When one reviews movies, as I have for more years than I’d like to admit, you get lots of questions—and often pointed comments…
It almost never fails when I get introduced, I get the usual, "Aren’t you that guy that does movies on radio?"
Yes I am, and the German accident is a dead giveaway.
Just to clear the air, the accent is not fake. I AM a former refugee from the East Germany who immigrated to the United States LEGALLY. My home town is Leipzig.
So what is the most frequently asked question? Hard to say, but one of the more frequent ones is where I and fellow local critics view movies?
That’s changed considerably through the years.
When I first got started we saw a good number of them at private 35mm screening rooms. Mostly the Commonwealth Theatres screening room on Old Film Row at 215 West 18th Street in Kansas City and the Midwest Films screening room one floor below the Leawood Theatre at the Ranch Mart Shopping Center in Overland Park.
Today most movies are pre screened at regional theaters, many with recruited audiences for reaction—especially comedies which play much better with a large crowd. The biggest percentage of these showings are evening screenings with probably the # 1 theatre used by distributors being AMC’s Studio 30 Olathe.
After that it’s usually a tossup between AMC’s Town Center and AMC’s Mainstreet theaters. Every so often though the studios select Cinemark’s Merriam complex or Plaza location. Sometimes they even send us out of the way to the Northland for a screening at AMC’s Barrywoods. Thankfully not too often.
And yes, the studios reserve our seats so we don’t have to get to the theatres an hour before showtime. Nice perk.
For daytime screenings the most frequently used venues seem to be the Screenland Crossroads followed by the Mainstreet and Glenwood Arts. Daytime screenings are usually only for critics without an audience.
Following the screenings, studio reps grap us before we can duck out to get our takes on the film we’ve just seen.
We may even volunteer a quote which they then forward to the respective film company and which then could possibly show up in national ads.
Hello, Shawn Edwards!
So do I have a favorite screening theater? Well you can’t beat AMC’s Mainstreet. After all it’s got great digital projection, perfect seating and plenty of leg room. And for good measure you get the vibrating theater chairs which activate during action sequences.

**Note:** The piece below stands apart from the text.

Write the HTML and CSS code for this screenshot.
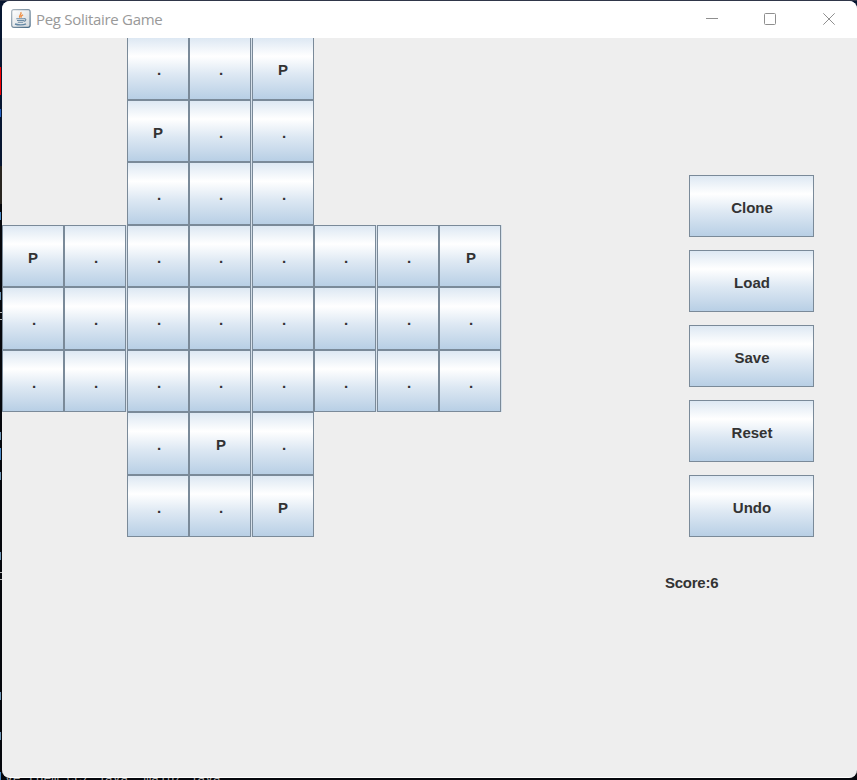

They’re almost as good as dropping quarters into those old vibrating motel beds- at least that’s what Hearne tells me.
Time Frame
Just curious how far ahead of opening do critics get to see the movies?
critics with hands out
Don’t get me wrong I’ve always enjoyed your reviews and think they’re usually right on the money. But I was wondering if film companies ever try to sway you one way or the other? And how can guys like Shawn Edwards be neutral when he gets free airfare, hotels and whatever else from the studios to interview and publicize their actors and films?
I’ve been to lots of screenings and walked out while the local reps snagged quotes from critics and I’ve never seen anything close to any of them trying to do any swaying.

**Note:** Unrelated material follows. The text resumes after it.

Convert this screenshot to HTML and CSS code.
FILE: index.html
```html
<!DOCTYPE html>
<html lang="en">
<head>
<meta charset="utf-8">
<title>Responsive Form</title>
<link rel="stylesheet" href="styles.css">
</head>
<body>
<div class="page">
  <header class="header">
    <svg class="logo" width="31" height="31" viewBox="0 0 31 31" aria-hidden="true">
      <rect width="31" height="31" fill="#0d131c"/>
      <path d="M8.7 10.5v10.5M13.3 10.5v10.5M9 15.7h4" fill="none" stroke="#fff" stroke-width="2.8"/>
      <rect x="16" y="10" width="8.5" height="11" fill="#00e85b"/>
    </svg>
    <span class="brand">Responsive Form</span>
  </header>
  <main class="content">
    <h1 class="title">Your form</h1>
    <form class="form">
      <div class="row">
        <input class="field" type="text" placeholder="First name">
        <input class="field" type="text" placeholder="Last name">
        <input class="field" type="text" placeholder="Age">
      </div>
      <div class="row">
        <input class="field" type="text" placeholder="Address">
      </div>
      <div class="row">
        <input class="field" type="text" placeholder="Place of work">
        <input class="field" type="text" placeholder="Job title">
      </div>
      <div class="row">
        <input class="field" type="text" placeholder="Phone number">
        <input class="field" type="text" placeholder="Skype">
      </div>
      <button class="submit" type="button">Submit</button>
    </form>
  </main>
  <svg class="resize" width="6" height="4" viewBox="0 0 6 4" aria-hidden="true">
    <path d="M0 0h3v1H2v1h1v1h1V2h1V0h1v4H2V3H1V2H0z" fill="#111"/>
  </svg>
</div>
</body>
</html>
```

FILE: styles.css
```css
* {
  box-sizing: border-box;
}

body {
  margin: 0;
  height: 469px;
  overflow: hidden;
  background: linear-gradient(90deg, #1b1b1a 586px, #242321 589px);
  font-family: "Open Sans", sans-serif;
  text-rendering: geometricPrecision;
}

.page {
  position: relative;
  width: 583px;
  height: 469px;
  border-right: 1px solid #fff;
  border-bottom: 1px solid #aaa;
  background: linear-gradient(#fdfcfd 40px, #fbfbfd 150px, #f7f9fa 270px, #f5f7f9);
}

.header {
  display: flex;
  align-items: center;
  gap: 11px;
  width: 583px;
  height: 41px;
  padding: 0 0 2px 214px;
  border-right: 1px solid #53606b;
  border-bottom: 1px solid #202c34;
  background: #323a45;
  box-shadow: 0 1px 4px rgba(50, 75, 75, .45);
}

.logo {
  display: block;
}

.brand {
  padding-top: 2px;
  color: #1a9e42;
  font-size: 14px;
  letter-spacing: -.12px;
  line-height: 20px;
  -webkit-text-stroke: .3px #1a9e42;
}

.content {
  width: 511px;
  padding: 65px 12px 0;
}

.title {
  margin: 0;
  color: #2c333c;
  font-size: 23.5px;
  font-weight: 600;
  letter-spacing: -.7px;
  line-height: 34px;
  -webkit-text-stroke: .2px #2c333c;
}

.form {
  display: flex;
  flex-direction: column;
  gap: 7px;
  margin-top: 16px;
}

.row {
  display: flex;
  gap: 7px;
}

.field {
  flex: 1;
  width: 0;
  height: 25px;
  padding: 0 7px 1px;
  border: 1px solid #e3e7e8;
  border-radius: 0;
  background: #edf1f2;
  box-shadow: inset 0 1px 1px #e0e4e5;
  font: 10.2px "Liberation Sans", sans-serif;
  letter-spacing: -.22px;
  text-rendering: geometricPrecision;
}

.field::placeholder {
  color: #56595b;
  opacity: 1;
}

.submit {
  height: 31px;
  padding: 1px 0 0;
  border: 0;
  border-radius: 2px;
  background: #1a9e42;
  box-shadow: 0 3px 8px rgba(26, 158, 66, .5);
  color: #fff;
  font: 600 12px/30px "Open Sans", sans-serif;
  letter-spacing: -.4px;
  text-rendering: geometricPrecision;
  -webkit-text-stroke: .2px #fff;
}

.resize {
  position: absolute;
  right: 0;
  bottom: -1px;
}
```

Shawn is kind of a special case. Because he has an affiliation with the local Fox station here, it gives him some “national” cred. And because he often finds positives where snootier critics do not, they use him in ads.
Now, since there are so few newspaper display movie ads anymore, I haven’t seen Shawn quoted for ages.
Hard to imagine Shawn doesn’t get what he’s doing when he lays down a blowjob quote. That it may well get picked up in an ad for a movie most critics are bashing. As evidenced by the tout graph on Fox 4’s Web site boasting that he’s been quoted more than 300 times. So clearly he’s keeping count and is proud of that notoriety,
And other local critics hate him for that. But most of his bashes from them appear to be 2008 and before.
Around the time the big movie newspaper ads started majorly going away.
Sure he won’t answer
but what happened to the screening room on Old film row?